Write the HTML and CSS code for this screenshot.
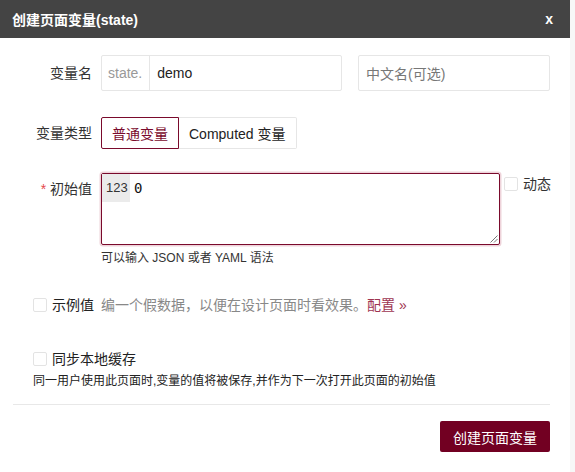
FILE: index.html
```html
<!DOCTYPE html>
<html lang="zh-CN">
<head>
<meta charset="utf-8">
<title>创建页面变量</title>
<link rel="stylesheet" href="styles.css">
</head>
<body>
<div class="modal">
  <div class="header">
    <span class="title">创建页面变量(state)</span>
    <span class="close">x</span>
  </div>
  <div class="content">
    <div class="row row-name">
      <div class="lbl">变量名</div>
      <div class="igroup">
        <span class="addon">state.</span>
        <span class="ival">demo</span>
      </div>
      <div class="input2">中文名(可选)</div>
    </div>
    <div class="row row-type">
      <div class="lbl">变量类型</div>
      <div class="btngroup">
        <span class="seg seg-active">普通变量</span>
        <span class="seg">Computed 变量</span>
      </div>
    </div>
    <div class="row row-init">
      <div class="lbl lbl-init"><span class="star">*</span> 初始值</div>
      <div class="editor">
        <span class="gutter">123</span><span class="code">0</span>
        <svg class="grip" width="8" height="8" viewBox="0 0 8 8"><path d="M7.5 0.5 L0.5 7.5 M7.5 4 L4 7.5" stroke="#777" stroke-width="1" fill="none"/></svg>
      </div>
      <div class="dyn"><span class="cb"></span><span>动态</span></div>
    </div>
    <div class="hint">可以输入 JSON 或者 YAML 语法</div>
    <div class="crow crow-sample">
      <span class="cb"></span><span class="clbl">示例值</span><span class="muted">编一个假数据，以便在设计页面时看效果。</span><span class="link">配置 »</span>
    </div>
    <div class="crow crow-sync">
      <span class="cb"></span><span class="clbl">同步本地缓存</span>
    </div>
    <div class="desc">同一用户使用此页面时,变量的值将被保存,并作为下一次打开此页面的初始值</div>
    <div class="divider"></div>
    <div class="footer">
      <span class="primary">创建页面变量</span>
    </div>
  </div>
</div>
</body>
</html>
```

FILE: styles.css
```css
* { box-sizing: border-box; }

body {
  margin: 0;
  background: #f7f7f7;
  font-family: "Liberation Sans", "Noto Sans CJK SC", sans-serif;
  color: #333;
}

.modal {
  width: 570px;
  height: 472px;
  background: #fff;
}

.header {
  height: 38px;
  background: #444;
  color: #fff;
  display: flex;
  align-items: center;
  justify-content: space-between;
  padding: 0 17px 0 12px;
  font-size: 14px;
  font-weight: bold;
}

.content {
  padding: 17px 20px 0 13px;
}

.row {
  display: flex;
  align-items: center;
}

.lbl {
  flex-shrink: 0;
  width: 79px;
  margin-right: 9px;
  text-align: right;
  font-size: 14px;
  line-height: 20px;
}

.row-name { height: 36px; }

.igroup {
  flex-shrink: 0;
  width: 241px;
  height: 36px;
  border: 1px solid #e6e6e6;
  border-radius: 2px;
  display: flex;
  font-size: 14px;
  margin-right: 16px;
}

.addon {
  color: #999;
  padding: 0 7px 0 6px;
  border-right: 1px solid #e6e6e6;
  display: flex;
  align-items: center;
}

.ival {
  padding-left: 7px;
  display: flex;
  align-items: center;
  color: #222;
}

.input2 {
  flex-shrink: 0;
  width: 192px;
  height: 36px;
  border: 1px solid #e6e6e6;
  border-radius: 2px;
  font-size: 14px;
  color: #777;
  padding-left: 7px;
  display: flex;
  align-items: center;
}

.row-type {
  margin-top: 26px;
  height: 32px;
}

.btngroup {
  display: flex;
  height: 32px;
}

.seg {
  display: flex;
  align-items: center;
  padding: 0 11px 0 10px;
  font-size: 14px;
  border: 1px solid #e6e6e6;
  border-left: none;
  color: #222;
  border-radius: 0 2px 2px 0;
  white-space: nowrap;
}

.seg-active {
  padding: 0 10px;
  border: 1px solid #7a0a2c;
  color: #7a0a2c;
  border-radius: 2px 0 0 2px;
}

.row-init {
  margin-top: 24px;
  align-items: flex-start;
}

.lbl-init { padding-top: 6px; }

.star {
  color: #e5484d;
}

.editor {
  flex-shrink: 0;
  position: relative;
  width: 399px;
  height: 72px;
  border: 1px solid #7a0a2c;
  border-radius: 2px;
  box-shadow: 0 0 0 1.5px #eed3da;
  display: flex;
  align-items: flex-start;
}

.gutter {
  background: #ebebeb;
  width: 28px;
  height: 28px;
  line-height: 28px;
  font-size: 13px;
  padding-left: 4px;
  color: #333;
}

.code {
  margin-left: 4px;
  font-family: "DejaVu Sans Mono", "Liberation Mono", monospace;
  font-size: 14px;
  line-height: 28px;
  color: #111;
}

.grip {
  position: absolute;
  right: 1px;
  bottom: 1px;
}

.dyn {
  flex-shrink: 0;
  white-space: nowrap;
  display: flex;
  align-items: center;
  margin-left: 4px;
  margin-top: 1px;
  font-size: 14px;
  line-height: 20px;
}

.cb {
  flex-shrink: 0;
  display: inline-block;
  width: 14px;
  height: 14px;
  border: 1px solid #e3e3e3;
  border-radius: 2px;
  background: #fff;
  margin-right: 5px;
}

.hint {
  margin-top: 5px;
  padding-left: 88px;
  font-size: 12px;
  line-height: 16px;
  color: #333;
}

.crow {
  display: flex;
  align-items: center;
  padding-left: 20px;
  height: 20px;
  font-size: 14px;
  line-height: 20px;
  white-space: nowrap;
}

.crow-sample { margin-top: 29px; }
.crow-sync { margin-top: 34px; }

.clbl { color: #222; }

.muted {
  color: #888;
  margin-left: 7px;
}

.link {
  color: #9e3451;
}

.desc {
  margin-top: 4px;
  padding-left: 20px;
  font-size: 12px;
  line-height: 16px;
  color: #222;
}

.divider {
  margin-top: 15px;
  height: 1px;
  background: #e8e8e8;
}

.footer {
  margin-top: 16px;
  display: flex;
  justify-content: flex-end;
}

.primary {
  display: flex;
  align-items: center;
  justify-content: center;
  width: 110px;
  height: 31px;
  background: #720022;
  color: #fff;
  font-size: 14px;
  border-radius: 2px;
}
```
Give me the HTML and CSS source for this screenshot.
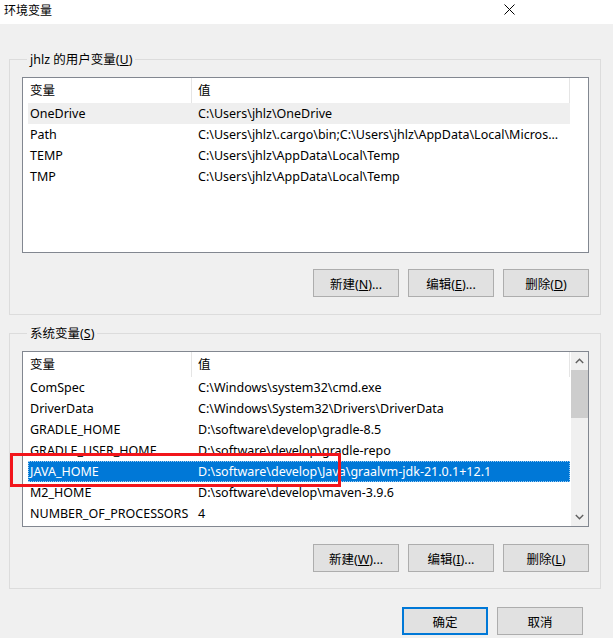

═══

- **Work to do**: Retype each line of the listing above word for word. Exclude the pictures.

- **The output**:
Write the HTML and CSS code for this screenshot.
FILE: index.html
```html
<!DOCTYPE html>
<html lang="zh-CN">
<head>
<meta charset="utf-8">
<title>创建页面变量</title>
<link rel="stylesheet" href="styles.css">
</head>
<body>
<div class="modal">
  <div class="header">
    <span class="title">创建页面变量(state)</span>
    <span class="close">x</span>
  </div>
  <div class="content">
    <div class="row row-name">
      <div class="lbl">变量名</div>
      <div class="igroup">
        <span class="addon">state.</span>
        <span class="ival">demo</span>
      </div>
      <div class="input2">中文名(可选)</div>
    </div>
    <div class="row row-type">
      <div class="lbl">变量类型</div>
      <div class="btngroup">
        <span class="seg seg-active">普通变量</span>
        <span class="seg">Computed 变量</span>
      </div>
    </div>
    <div class="row row-init">
      <div class="lbl lbl-init"><span class="star">*</span> 初始值</div>
      <div class="editor">
        <span class="gutter">123</span><span class="code">0</span>
        <svg class="grip" width="8" height="8" viewBox="0 0 8 8"><path d="M7.5 0.5 L0.5 7.5 M7.5 4 L4 7.5" stroke="#777" stroke-width="1" fill="none"/></svg>
      </div>
      <div class="dyn"><span class="cb"></span><span>动态</span></div>
    </div>
    <div class="hint">可以输入 JSON 或者 YAML 语法</div>
    <div class="crow crow-sample">
      <span class="cb"></span><span class="clbl">示例值</span><span class="muted">编一个假数据，以便在设计页面时看效果。</span><span class="link">配置 »</span>
    </div>
    <div class="crow crow-sync">
      <span class="cb"></span><span class="clbl">同步本地缓存</span>
    </div>
    <div class="desc">同一用户使用此页面时,变量的值将被保存,并作为下一次打开此页面的初始值</div>
    <div class="divider"></div>
    <div class="footer">
      <span class="primary">创建页面变量</span>
    </div>
  </div>
</div>
</body>
</html>
```

FILE: styles.css
```css
* { box-sizing: border-box; }

body {
  margin: 0;
  background: #f7f7f7;
  font-family: "Liberation Sans", "Noto Sans CJK SC", sans-serif;
  color: #333;
}

.modal {
  width: 570px;
  height: 472px;
  background: #fff;
}

.header {
  height: 38px;
  background: #444;
  color: #fff;
  display: flex;
  align-items: center;
  justify-content: space-between;
  padding: 0 17px 0 12px;
  font-size: 14px;
  font-weight: bold;
}

.content {
  padding: 17px 20px 0 13px;
}

.row {
  display: flex;
  align-items: center;
}

.lbl {
  flex-shrink: 0;
  width: 79px;
  margin-right: 9px;
  text-align: right;
  font-size: 14px;
  line-height: 20px;
}

.row-name { height: 36px; }

.igroup {
  flex-shrink: 0;
  width: 241px;
  height: 36px;
  border: 1px solid #e6e6e6;
  border-radius: 2px;
  display: flex;
  font-size: 14px;
  margin-right: 16px;
}

.addon {
  color: #999;
  padding: 0 7px 0 6px;
  border-right: 1px solid #e6e6e6;
  display: flex;
  align-items: center;
}

.ival {
  padding-left: 7px;
  display: flex;
  align-items: center;
  color: #222;
}

.input2 {
  flex-shrink: 0;
  width: 192px;
  height: 36px;
  border: 1px solid #e6e6e6;
  border-radius: 2px;
  font-size: 14px;
  color: #777;
  padding-left: 7px;
  display: flex;
  align-items: center;
}

.row-type {
  margin-top: 26px;
  height: 32px;
}

.btngroup {
  display: flex;
  height: 32px;
}

.seg {
  display: flex;
  align-items: center;
  padding: 0 11px 0 10px;
  font-size: 14px;
  border: 1px solid #e6e6e6;
  border-left: none;
  color: #222;
  border-radius: 0 2px 2px 0;
  white-space: nowrap;
}

.seg-active {
  padding: 0 10px;
  border: 1px solid #7a0a2c;
  color: #7a0a2c;
  border-radius: 2px 0 0 2px;
}

.row-init {
  margin-top: 24px;
  align-items: flex-start;
}

.lbl-init { padding-top: 6px; }

.star {
  color: #e5484d;
}

.editor {
  flex-shrink: 0;
  position: relative;
  width: 399px;
  height: 72px;
  border: 1px solid #7a0a2c;
  border-radius: 2px;
  box-shadow: 0 0 0 1.5px #eed3da;
  display: flex;
  align-items: flex-start;
}

.gutter {
  background: #ebebeb;
  width: 28px;
  height: 28px;
  line-height: 28px;
  font-size: 13px;
  padding-left: 4px;
  color: #333;
}

.code {
  margin-left: 4px;
  font-family: "DejaVu Sans Mono", "Liberation Mono", monospace;
  font-size: 14px;
  line-height: 28px;
  color: #111;
}

.grip {
  position: absolute;
  right: 1px;
  bottom: 1px;
}

.dyn {
  flex-shrink: 0;
  white-space: nowrap;
  display: flex;
  align-items: center;
  margin-left: 4px;
  margin-top: 1px;
  font-size: 14px;
  line-height: 20px;
}

.cb {
  flex-shrink: 0;
  display: inline-block;
  width: 14px;
  height: 14px;
  border: 1px solid #e3e3e3;
  border-radius: 2px;
  background: #fff;
  margin-right: 5px;
}

.hint {
  margin-top: 5px;
  padding-left: 88px;
  font-size: 12px;
  line-height: 16px;
  color: #333;
}

.crow {
  display: flex;
  align-items: center;
  padding-left: 20px;
  height: 20px;
  font-size: 14px;
  line-height: 20px;
  white-space: nowrap;
}

.crow-sample { margin-top: 29px; }
.crow-sync { margin-top: 34px; }

.clbl { color: #222; }

.muted {
  color: #888;
  margin-left: 7px;
}

.link {
  color: #9e3451;
}

.desc {
  margin-top: 4px;
  padding-left: 20px;
  font-size: 12px;
  line-height: 16px;
  color: #222;
}

.divider {
  margin-top: 15px;
  height: 1px;
  background: #e8e8e8;
}

.footer {
  margin-top: 16px;
  display: flex;
  justify-content: flex-end;
}

.primary {
  display: flex;
  align-items: center;
  justify-content: center;
  width: 110px;
  height: 31px;
  background: #720022;
  color: #fff;
  font-size: 14px;
  border-radius: 2px;
}
```
Give me the HTML and CSS source for this screenshot.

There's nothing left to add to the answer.